Le terme amérindianisme est d’un usage assez répandu dans la documentation scientifique depuis les années 1970 et, jusqu’à ce jour, il n’a fait l’objet d’aucun commentaire critique explicite, ciblé et retentissant. On saurait donc difficilement condamner Usito de ne pas avoir présumé de son caractère péjoratif ou raciste. Ce dictionnaire se fixe pour mission première de décrire, sur la base d’observations et parfois de consultations, les pratiques et normes linguistiques préexistantes les plus généralisées. C’est strictement ce qui y a été fait dans le cas qui nous occupe.

Cela étant dit, votre commentaire témoigne des balbutiements d’une mouvance sur l’acceptabilité du terme : l’emploi de amérindianisme, qui était jusqu’à récemment utilisé librement par les francophones du Québec, semble aujourd’hui critiquable au regard d’une norme sociolinguistique émergente. Ce nom apparait dorénavant susceptible d’être jugé colonialiste, pour ne pas dire inexact, tendancieux, voire raciste, à l’instar de l’adjectif amérindien, qui est largement désavoué depuis quelques années.

Il importe de rappeler qu’au 20e siècle, amérindien a justement été adopté pour remplacer une série d’autres lexies tenues pour racistes comme indien, indigène, peau-rouge et sauvage. Calqué de l’anglais Amerindian, un lexème-valise formé d’après American et Indian, le néologisme se voulait neutre et inclusif. Au Québec, il s’est véritablement imposé dans l’usage au courant des années 1970 avec un consensus apparent. Encore usuel dans les années 2000, l’emploi a commencé à perdre en vigueur dans les années 2010 tandis qu’un nombre grandissant de critiques autochtones se sont fait entendre. Le cœur de l’objection alors émise se résume comme suit : le lexème amérindien étant inspiré du vocabulaire des colonisateurs, son inadéquation coule de source au regard d’une approche décoloniale.

L’évolution de l’acceptabilité et de la connotation de amérindien est bien reflétée par le fait que l’emblématique revue Recherches amérindiennes au Québec, fondée en 1971, a été renommée Revue d’études autochtones un demi-siècle plus tard. Comme le remarquait sans équivoque le directeur de la publication au moment de son renommage « le terme “amérindien” n’est plus acceptable, ni sur le plan scientifique ni sur le plan social. »

Le nom amérindianisme étant dérivé de amérindien, il prête le flanc aux mêmes critiques que celui-ci, même si personne n’avait jusqu’à ce jour soulevé cette évidence de manière publique et visible.

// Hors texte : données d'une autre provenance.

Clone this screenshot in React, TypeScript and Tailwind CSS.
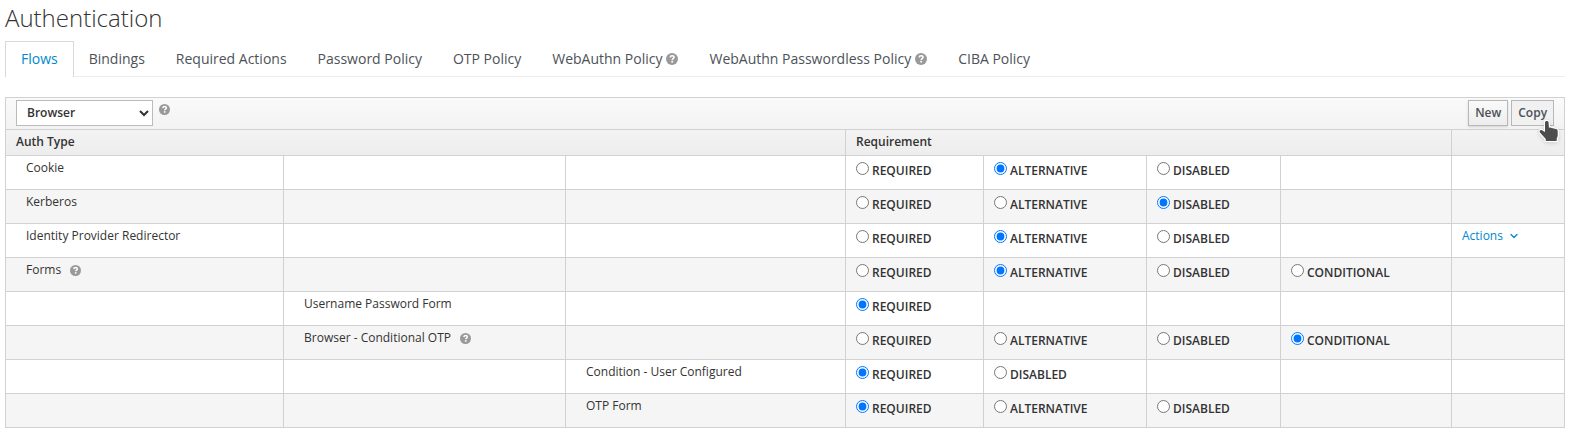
import { ChevronDown } from "lucide-react";

type Option = "REQUIRED" | "ALTERNATIVE" | "DISABLED" | "CONDITIONAL";

interface Execution {
  name: string;
  level: number;
  options: Option[];
  selected: Option;
  help?: boolean;
  actions?: boolean;
}

const RAD: Option[] = ["REQUIRED", "ALTERNATIVE", "DISABLED"];

const executions: Execution[] = [
  { name: "Cookie", level: 0, options: RAD, selected: "ALTERNATIVE" },
  { name: "Kerberos", level: 0, options: RAD, selected: "DISABLED" },
  { name: "Identity Provider Redirector", level: 0, options: RAD, selected: "ALTERNATIVE", actions: true },
  { name: "Forms", level: 0, options: [...RAD, "CONDITIONAL"], selected: "ALTERNATIVE", help: true },
  { name: "Username Password Form", level: 1, options: ["REQUIRED"], selected: "REQUIRED" },
  { name: "Browser - Conditional OTP", level: 1, options: [...RAD, "CONDITIONAL"], selected: "CONDITIONAL", help: true },
  { name: "Condition - User Configured", level: 2, options: ["REQUIRED", "DISABLED"], selected: "REQUIRED" },
  { name: "OTP Form", level: 2, options: RAD, selected: "REQUIRED" },
];

const tabs = [
  { label: "Flows", active: true },
  { label: "Bindings" },
  { label: "Required Actions" },
  { label: "Password Policy" },
  { label: "OTP Policy" },
  { label: "WebAuthn Policy", help: true },
  { label: "WebAuthn Passwordless Policy", help: true },
  { label: "CIBA Policy" },
];

function HelpIcon({ className }: { className: string }) {
  return (
    <svg aria-hidden="true" viewBox="0 0 12 12" className={className}>
      <circle cx="6" cy="6" r="6" fill="#999" />
      <path
        d="M4.2 4.5C4.3 3.3 5 2.8 6.1 2.8c1.1 0 1.9.6 1.9 1.5 0 1.2-1.8 1.3-1.8 2.6"
        fill="none"
        stroke="#fff"
        strokeWidth="1.6"
      />
      <rect x="5.3" y="7.8" width="1.8" height="1.7" fill="#fff" />
    </svg>
  );
}

function HandCursor() {
  return (
    <svg
      aria-hidden="true"
      viewBox="0 0 20 22"
      className="pointer-events-none absolute top-5 left-7 h-[22px] w-5 drop-shadow-sm"
    >
      <path
        d="M6 2.6c0-2 3.6-2 3.6 0l.3 4.9 2.3.2 2.4.8 2.4.6c1.200.3 1.700 1 1.700 2.200v4.700l-1 2.500v2.400H6.800v-1.900L.9 12.500c-.9-1.700.4-3 2-2.300L6 12z"
        fill="#4d4d4d"
        stroke="#fff"
        strokeWidth="2.4"
        strokeLinejoin="round"
        paintOrder="stroke"
      />
    </svg>
  );
}

const cell = "border border-[#d1d1d1]";

export default function App() {
  return (
    <main className="bg-white px-[5px] pt-[3px] pb-1.5 font-['Open_Sans',sans-serif] text-xs text-[#333]">
      <h1 className="text-2xl leading-[30px] font-light">Authentication</h1>
      <nav className="mt-2 flex border-b border-[#ededed] text-sm">
        {tabs.map((t) => (
          <a
            key={t.label}
            href="#"
            className={
              t.active
                ? "-mb-px flex h-9 items-center border border-b-0 border-[#d9d9d9] bg-white px-[15px] pb-0.5 text-[#0088ce]"
                : "-ml-px flex h-[35px] items-center gap-1 border-x border-transparent px-[15px] text-[#4d5258]"
            }
          >
            {t.label}
            {t.help && <HelpIcon className="size-3" />}
          </a>
        ))}
      </nav>
      <table className="mt-5 w-full table-fixed border-collapse">
        <colgroup>
          <col className="w-[278px]" />
          <col className="w-[282px]" />
          <col className="w-[280px]" />
          <col className="w-[138px]" />
          <col className="w-[163px]" />
          <col className="w-[134px]" />
          <col className="w-[171px]" />
          <col className="w-[113px]" />
        </colgroup>
        <thead className="bg-linear-to-b from-[#fafafa] to-[#ededed] text-left">
          <tr className="h-8">
            <th colSpan={8} className={`${cell} px-2.5 pb-0.5 font-semibold`}>
              <div className="flex items-center justify-between">
                <div className="flex items-start gap-1.5">
                  <select
                    aria-label="Flow"
                    className="block h-[26px] w-[137px] border border-[#bbb] bg-white pl-1.5 font-semibold text-[#333]"
                  >
                    <option>Browser</option>
                  </select>
                  <HelpIcon className="mt-1 size-[11px]" />
                </div>
                <div className="flex gap-[3px]">
                  <button className="h-[26px] border border-[#b7b7b7] bg-linear-to-b from-[#fafafa] to-[#ededed] px-1.5 font-semibold text-[#4d5258] shadow-sm">
                    New
                  </button>
                  <div className="relative">
                    <button className="h-[26px] border border-[#b7b7b7] bg-[#f1f1f1] px-1.5 font-semibold text-[#4d5258]">
                      Copy
                    </button>
                    <HandCursor />
                  </div>
                </div>
              </div>
            </th>
          </tr>
          <tr className="h-[26px]">
            <th colSpan={3} className={`${cell} px-2.5 pb-0.5 font-semibold`}>Auth Type</th>
            <th colSpan={4} className={`${cell} px-2.5 pb-0.5 font-semibold`}>Requirement</th>
            <th className={cell} />
          </tr>
        </thead>
        <tbody>
          {executions.map((e) => (
            <tr key={e.name} className="h-[34px] align-top even:bg-[#f5f5f5]">
              {[0, 1, 2].map((level) => (
                <td key={level} className={`${cell} pt-1 pl-5`}>
                  {level === e.level && (
                    <span className="flex items-center gap-[9px] leading-4">
                      {e.name}
                      {e.help && <HelpIcon className="size-[11px]" />}
                    </span>
                  )}
                </td>
              ))}
              {[0, 1, 2, 3].map((i) => (
                <td key={i} className={`${cell} pt-1.5 pl-2.5`}>
                  {e.options[i] && (
                    <label className="flex items-start gap-[3px] font-semibold">
                      <input
                        type="radio"
                        name={e.name}
                        defaultChecked={e.options[i] === e.selected}
                        className="size-[13px]"
                      />
                      <span className="leading-[18px]">{e.options[i]}</span>
                    </label>
                  )}
                </td>
              ))}
              <td className={`${cell} pt-1 pl-2.5`}>
                {e.actions && (
                  <button className="flex items-center gap-[5px] leading-4 text-[#0088ce]">
                    Actions
                    <ChevronDown className="size-3" strokeWidth={2.5} />
                  </button>
                )}
              </td>
            </tr>
          ))}
        </tbody>
      </table>
    </main>
  );
}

On conviendra à tout le moins que le terme revêt aujourd’hui les allures d’une unité lexicale socialement controversable qu’on gagne à manipuler avec délicatesse et précaution.

De plus, en contexte québécois, amérindianisme comporte un autre désavantage potentiel : il regroupe plus ou moins arbitrairement les langues des familles algonquiennes et iroquoiennes en les opposant habituellement aux dialectes inuits. La pertinence scientifique de cette catégorisation, qui incite à envisager la réalité selon cette perspective particulière et parfois incommode, est minimalement questionnable.

Par quoi pourrait-on remplacer amérindianisme? À mon avis, une manière plus adéquate de parler synthétiquement des emprunts aux langues autochtones d’un lieu donné serait de les désigner avec le terme générique autochtonisme. En rapport avec le français du Québec, ce néologisme sémantique engloberait les algonquianismes, les iroquoianismes et les inuitismes, soit respectivement les emprunts (directs et indirects) aux parlers algonquiens (caribou, pacane, etc.), iroquoiens (atoca, ouaouaron, etc.) et inuits (iglou, kayak, etc.). Ce nouveau découpage typologique recourt au terme rarissime algonquianisme (qui fait écho à la variante antérieure tout aussi rare algonquinisme), donne lieu à la création du néologisme formel iroquoianisme (qu’on pourrait aussi écrire iroquoïanisme) et reprend le terme préexistant inuitisme (qu’on utilise parfois par opposition à amérindianisme).

Loin de se réduire à une inféodation de la terminologie à l’idéologie, cette manière de classer et nommer les emprunts aux langues autochtones représente un ajout. Elle offre aux plumes scientifiques, aussi bien qu’aux groupes militants, des termes cadrés différemment et exempts de potentielles connotations indésirées.

Les innovations terminologiques proposées ici sauront-elles séduire les spécialistes? Seul l’avenir le dira, et des débats sont à prévoir.